SET PROBLEM. Extract all lines from the data beneath that include the word "this".

MATERIAL SHOWN.
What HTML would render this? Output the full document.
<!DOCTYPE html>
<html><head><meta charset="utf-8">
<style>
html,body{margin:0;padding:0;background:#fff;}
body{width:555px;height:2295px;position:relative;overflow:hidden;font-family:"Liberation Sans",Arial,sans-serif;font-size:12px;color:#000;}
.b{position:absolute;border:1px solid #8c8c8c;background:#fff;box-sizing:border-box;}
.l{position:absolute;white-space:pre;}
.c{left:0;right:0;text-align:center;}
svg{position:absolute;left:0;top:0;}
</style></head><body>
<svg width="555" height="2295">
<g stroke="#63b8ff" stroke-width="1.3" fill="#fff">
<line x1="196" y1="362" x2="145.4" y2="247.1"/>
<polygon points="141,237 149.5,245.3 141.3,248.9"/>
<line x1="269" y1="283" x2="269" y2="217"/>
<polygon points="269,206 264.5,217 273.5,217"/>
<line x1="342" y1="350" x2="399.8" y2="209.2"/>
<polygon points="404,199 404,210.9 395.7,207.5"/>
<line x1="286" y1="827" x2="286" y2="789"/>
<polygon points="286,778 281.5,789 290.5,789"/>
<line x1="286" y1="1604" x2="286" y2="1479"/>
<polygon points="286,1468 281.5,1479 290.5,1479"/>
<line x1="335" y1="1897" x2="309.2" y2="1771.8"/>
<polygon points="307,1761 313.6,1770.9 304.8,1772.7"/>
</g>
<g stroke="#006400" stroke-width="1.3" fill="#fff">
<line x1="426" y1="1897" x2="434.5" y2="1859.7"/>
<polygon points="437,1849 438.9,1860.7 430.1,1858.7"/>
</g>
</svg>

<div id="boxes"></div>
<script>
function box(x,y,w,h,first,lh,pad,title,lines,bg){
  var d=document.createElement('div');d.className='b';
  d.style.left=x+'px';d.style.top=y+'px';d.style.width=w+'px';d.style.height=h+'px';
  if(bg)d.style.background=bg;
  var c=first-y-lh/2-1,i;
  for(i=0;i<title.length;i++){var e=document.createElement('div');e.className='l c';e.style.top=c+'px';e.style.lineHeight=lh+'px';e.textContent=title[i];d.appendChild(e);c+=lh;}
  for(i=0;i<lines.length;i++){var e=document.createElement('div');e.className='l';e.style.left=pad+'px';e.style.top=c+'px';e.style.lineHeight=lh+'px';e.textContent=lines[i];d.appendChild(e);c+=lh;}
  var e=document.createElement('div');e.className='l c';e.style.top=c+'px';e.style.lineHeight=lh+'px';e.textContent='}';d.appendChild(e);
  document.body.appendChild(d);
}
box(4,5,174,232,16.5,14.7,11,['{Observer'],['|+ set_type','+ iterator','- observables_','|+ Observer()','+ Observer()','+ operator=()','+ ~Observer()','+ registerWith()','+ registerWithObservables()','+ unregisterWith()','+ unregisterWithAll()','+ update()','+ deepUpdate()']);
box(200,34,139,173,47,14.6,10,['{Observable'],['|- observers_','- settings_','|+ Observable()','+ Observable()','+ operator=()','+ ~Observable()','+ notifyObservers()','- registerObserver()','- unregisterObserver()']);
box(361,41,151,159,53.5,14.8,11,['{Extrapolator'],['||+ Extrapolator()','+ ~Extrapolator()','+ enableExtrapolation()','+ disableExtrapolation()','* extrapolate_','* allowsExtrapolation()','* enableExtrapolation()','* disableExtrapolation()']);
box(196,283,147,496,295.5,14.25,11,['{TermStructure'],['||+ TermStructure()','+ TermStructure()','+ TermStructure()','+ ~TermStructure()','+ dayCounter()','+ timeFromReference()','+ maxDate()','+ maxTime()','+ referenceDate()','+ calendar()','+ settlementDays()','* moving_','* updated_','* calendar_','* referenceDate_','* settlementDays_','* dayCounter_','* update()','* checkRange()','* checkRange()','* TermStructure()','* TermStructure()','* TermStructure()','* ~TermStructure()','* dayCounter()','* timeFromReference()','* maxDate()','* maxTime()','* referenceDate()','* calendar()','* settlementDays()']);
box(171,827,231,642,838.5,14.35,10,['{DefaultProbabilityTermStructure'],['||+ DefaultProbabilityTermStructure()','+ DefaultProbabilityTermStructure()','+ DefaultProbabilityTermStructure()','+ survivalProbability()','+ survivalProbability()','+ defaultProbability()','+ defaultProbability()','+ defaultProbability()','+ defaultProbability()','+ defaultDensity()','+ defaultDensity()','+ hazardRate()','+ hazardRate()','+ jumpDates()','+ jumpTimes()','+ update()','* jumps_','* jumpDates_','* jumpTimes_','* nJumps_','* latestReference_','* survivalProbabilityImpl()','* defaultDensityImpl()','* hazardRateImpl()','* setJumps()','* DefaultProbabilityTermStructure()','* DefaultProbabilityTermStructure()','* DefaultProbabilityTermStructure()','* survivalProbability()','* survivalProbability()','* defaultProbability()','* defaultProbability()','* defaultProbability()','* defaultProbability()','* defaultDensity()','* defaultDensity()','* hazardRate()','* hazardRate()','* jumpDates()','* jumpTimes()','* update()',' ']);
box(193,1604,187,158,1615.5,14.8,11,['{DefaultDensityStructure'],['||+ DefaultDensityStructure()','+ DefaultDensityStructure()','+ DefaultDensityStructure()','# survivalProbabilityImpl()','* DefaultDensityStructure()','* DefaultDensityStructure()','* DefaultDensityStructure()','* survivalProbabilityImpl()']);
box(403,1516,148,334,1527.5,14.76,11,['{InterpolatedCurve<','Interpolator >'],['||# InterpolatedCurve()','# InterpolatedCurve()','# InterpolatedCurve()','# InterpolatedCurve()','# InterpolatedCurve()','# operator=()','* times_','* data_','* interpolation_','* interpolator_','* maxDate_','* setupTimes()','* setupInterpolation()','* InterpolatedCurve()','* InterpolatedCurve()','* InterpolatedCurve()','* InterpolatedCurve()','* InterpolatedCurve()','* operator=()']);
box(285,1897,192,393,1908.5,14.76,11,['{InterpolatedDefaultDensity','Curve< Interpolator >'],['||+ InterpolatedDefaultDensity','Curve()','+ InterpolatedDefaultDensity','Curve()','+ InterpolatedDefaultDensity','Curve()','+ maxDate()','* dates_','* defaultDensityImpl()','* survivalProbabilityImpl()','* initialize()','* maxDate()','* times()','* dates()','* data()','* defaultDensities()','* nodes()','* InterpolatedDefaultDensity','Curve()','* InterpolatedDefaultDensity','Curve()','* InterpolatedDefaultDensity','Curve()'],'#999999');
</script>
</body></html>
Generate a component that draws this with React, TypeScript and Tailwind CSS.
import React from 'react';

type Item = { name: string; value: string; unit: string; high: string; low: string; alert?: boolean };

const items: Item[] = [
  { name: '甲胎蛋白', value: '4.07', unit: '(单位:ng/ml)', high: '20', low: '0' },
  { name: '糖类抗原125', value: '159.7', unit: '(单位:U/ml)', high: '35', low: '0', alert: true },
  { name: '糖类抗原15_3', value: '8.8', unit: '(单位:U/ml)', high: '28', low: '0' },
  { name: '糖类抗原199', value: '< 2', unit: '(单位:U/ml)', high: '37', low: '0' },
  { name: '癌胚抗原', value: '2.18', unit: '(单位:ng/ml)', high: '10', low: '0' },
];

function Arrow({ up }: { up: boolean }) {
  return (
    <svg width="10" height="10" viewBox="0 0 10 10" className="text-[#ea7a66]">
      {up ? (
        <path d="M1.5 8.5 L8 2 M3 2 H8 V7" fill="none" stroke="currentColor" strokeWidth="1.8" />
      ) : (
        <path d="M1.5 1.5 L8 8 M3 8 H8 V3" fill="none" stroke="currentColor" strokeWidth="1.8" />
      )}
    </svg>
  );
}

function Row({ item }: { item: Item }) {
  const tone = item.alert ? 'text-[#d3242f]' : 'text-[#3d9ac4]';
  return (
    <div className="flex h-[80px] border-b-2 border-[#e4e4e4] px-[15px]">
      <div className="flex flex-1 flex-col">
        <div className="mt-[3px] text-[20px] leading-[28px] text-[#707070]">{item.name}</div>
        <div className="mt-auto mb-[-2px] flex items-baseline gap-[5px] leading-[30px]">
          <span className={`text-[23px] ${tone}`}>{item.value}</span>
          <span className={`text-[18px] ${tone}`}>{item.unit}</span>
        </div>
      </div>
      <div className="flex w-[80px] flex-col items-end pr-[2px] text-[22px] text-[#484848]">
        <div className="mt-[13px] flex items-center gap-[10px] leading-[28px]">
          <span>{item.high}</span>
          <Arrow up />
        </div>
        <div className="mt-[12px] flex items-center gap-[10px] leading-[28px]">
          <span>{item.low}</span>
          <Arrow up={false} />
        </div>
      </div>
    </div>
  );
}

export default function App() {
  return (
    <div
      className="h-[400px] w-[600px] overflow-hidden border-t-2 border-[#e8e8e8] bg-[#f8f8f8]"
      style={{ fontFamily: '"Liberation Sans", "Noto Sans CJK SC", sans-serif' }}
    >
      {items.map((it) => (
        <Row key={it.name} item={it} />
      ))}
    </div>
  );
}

TASK RESULT.
What HTML would render this? Output the full document.
Generate a component that draws this with React, TypeScript and Tailwind CSS.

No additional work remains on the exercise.